Task statement —
Examine the material below. Gather every line in which the string "styles" appears.

--

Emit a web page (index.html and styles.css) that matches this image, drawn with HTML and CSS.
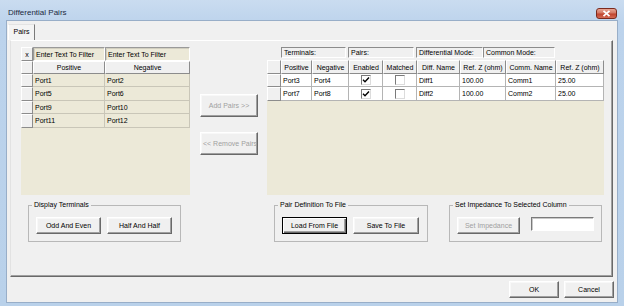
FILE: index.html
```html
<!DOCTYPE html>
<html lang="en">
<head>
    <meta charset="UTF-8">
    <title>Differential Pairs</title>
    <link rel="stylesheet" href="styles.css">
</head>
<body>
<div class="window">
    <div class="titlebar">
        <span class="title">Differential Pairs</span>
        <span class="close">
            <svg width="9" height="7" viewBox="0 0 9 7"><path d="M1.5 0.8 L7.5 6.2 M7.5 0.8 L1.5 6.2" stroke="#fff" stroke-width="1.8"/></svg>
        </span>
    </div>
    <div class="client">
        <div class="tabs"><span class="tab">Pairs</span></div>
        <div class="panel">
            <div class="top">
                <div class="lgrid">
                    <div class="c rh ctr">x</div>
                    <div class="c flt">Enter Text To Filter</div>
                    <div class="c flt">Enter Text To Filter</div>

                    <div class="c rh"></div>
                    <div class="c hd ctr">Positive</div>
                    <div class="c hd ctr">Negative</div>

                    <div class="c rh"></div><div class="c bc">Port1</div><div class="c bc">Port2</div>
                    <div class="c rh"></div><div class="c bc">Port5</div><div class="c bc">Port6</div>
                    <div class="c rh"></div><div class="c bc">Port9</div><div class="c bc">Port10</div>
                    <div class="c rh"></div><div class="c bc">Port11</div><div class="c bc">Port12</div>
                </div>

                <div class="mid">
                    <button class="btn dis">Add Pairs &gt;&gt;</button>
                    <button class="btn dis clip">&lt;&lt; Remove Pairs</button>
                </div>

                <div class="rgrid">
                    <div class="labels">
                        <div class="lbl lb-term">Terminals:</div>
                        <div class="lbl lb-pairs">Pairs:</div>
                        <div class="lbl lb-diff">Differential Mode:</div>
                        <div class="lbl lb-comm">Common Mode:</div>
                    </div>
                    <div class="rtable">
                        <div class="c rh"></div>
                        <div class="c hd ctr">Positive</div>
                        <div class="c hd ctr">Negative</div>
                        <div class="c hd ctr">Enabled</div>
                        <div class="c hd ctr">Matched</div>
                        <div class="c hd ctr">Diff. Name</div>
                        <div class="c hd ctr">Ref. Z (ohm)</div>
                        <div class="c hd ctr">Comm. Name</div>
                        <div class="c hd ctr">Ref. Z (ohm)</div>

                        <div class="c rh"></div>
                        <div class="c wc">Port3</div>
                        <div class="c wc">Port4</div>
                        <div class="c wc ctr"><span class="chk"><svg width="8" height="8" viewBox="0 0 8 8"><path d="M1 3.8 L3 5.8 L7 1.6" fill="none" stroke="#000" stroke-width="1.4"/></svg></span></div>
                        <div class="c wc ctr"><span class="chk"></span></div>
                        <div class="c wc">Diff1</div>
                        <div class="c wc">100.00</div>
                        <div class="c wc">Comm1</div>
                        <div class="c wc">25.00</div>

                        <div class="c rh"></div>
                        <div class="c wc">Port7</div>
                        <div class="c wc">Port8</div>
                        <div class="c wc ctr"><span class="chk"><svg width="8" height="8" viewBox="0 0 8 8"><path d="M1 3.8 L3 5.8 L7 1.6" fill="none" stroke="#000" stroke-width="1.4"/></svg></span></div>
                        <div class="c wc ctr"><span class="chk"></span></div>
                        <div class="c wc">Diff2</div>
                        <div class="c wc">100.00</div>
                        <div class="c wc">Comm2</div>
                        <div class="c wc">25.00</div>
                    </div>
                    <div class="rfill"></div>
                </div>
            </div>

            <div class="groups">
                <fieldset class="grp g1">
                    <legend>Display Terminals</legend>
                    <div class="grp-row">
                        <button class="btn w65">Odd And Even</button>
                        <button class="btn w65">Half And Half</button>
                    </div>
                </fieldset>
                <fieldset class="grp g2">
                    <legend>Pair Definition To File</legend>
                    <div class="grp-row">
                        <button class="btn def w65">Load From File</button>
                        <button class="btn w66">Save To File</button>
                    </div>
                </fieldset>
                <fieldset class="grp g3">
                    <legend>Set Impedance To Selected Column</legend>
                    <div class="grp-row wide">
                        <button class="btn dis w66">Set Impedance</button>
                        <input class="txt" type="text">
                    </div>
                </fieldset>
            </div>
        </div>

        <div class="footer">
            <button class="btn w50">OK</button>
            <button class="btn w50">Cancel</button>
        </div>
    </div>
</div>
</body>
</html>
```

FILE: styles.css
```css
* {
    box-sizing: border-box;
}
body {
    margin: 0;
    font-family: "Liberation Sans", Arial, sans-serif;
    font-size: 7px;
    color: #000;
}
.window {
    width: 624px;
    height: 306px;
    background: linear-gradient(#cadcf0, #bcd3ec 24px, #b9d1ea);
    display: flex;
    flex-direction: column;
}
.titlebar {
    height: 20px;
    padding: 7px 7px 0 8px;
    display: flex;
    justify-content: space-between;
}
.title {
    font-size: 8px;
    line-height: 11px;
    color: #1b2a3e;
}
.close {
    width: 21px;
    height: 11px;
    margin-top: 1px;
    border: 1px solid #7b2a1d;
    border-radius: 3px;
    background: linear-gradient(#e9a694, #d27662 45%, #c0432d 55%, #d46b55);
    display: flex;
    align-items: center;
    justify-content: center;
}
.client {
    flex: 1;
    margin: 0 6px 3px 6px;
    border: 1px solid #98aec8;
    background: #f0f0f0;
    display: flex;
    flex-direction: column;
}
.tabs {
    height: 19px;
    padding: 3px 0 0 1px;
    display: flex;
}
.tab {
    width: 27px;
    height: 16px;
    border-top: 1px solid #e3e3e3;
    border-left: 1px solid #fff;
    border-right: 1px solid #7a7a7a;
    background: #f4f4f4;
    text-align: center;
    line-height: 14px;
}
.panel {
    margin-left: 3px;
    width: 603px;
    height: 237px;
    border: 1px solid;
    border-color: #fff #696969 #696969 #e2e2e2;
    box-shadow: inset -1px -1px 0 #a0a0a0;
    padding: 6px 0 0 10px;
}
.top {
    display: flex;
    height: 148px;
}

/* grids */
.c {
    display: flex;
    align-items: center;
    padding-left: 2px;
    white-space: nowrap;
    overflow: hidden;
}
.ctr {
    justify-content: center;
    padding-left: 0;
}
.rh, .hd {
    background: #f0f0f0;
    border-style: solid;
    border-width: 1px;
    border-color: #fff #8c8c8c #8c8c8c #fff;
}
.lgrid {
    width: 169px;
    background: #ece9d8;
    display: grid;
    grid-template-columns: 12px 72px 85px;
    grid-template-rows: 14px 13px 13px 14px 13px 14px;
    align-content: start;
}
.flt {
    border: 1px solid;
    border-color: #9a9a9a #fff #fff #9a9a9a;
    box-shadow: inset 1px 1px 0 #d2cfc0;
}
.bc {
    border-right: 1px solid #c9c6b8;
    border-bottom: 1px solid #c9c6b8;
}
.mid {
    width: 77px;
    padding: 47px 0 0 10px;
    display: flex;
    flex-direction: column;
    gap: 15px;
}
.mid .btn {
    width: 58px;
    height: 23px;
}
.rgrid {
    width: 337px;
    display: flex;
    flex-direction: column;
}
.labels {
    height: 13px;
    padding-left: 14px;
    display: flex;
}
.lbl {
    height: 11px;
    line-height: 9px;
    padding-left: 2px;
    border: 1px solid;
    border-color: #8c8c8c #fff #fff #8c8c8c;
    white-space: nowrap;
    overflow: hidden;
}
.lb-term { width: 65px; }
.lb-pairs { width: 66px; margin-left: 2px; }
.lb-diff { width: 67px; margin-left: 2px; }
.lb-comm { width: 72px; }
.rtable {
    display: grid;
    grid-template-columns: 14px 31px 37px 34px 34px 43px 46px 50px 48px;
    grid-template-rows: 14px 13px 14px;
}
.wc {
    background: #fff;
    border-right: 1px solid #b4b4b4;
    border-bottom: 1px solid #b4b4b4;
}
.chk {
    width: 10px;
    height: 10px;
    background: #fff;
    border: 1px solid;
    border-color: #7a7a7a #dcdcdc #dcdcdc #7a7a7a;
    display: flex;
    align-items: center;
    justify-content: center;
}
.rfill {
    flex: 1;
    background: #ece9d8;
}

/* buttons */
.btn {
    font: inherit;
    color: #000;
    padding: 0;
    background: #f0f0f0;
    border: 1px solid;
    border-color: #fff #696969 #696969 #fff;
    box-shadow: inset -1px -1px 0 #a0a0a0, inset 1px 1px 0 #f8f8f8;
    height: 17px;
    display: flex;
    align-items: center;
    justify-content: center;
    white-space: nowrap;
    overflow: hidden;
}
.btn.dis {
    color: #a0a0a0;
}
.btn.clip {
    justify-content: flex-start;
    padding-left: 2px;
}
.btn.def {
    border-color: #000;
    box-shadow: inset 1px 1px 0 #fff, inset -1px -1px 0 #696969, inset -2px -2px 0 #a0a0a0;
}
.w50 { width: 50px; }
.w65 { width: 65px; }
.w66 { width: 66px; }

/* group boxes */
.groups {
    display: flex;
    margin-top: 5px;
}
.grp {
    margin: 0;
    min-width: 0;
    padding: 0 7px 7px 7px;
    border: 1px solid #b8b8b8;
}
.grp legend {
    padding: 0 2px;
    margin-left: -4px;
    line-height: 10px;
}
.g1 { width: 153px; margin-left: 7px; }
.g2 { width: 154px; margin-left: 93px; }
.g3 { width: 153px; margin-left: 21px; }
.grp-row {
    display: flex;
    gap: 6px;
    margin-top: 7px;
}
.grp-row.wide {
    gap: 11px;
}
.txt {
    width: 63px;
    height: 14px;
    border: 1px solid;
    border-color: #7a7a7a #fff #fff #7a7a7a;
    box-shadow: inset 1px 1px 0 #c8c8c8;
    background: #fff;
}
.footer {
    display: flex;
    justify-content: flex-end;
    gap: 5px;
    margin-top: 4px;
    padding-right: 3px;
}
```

--

Exercise answer —
Emit a web page (index.html and styles.css) that matches this image, drawn with HTML and CSS.
    <link rel="stylesheet" href="styles.css">
FILE: styles.css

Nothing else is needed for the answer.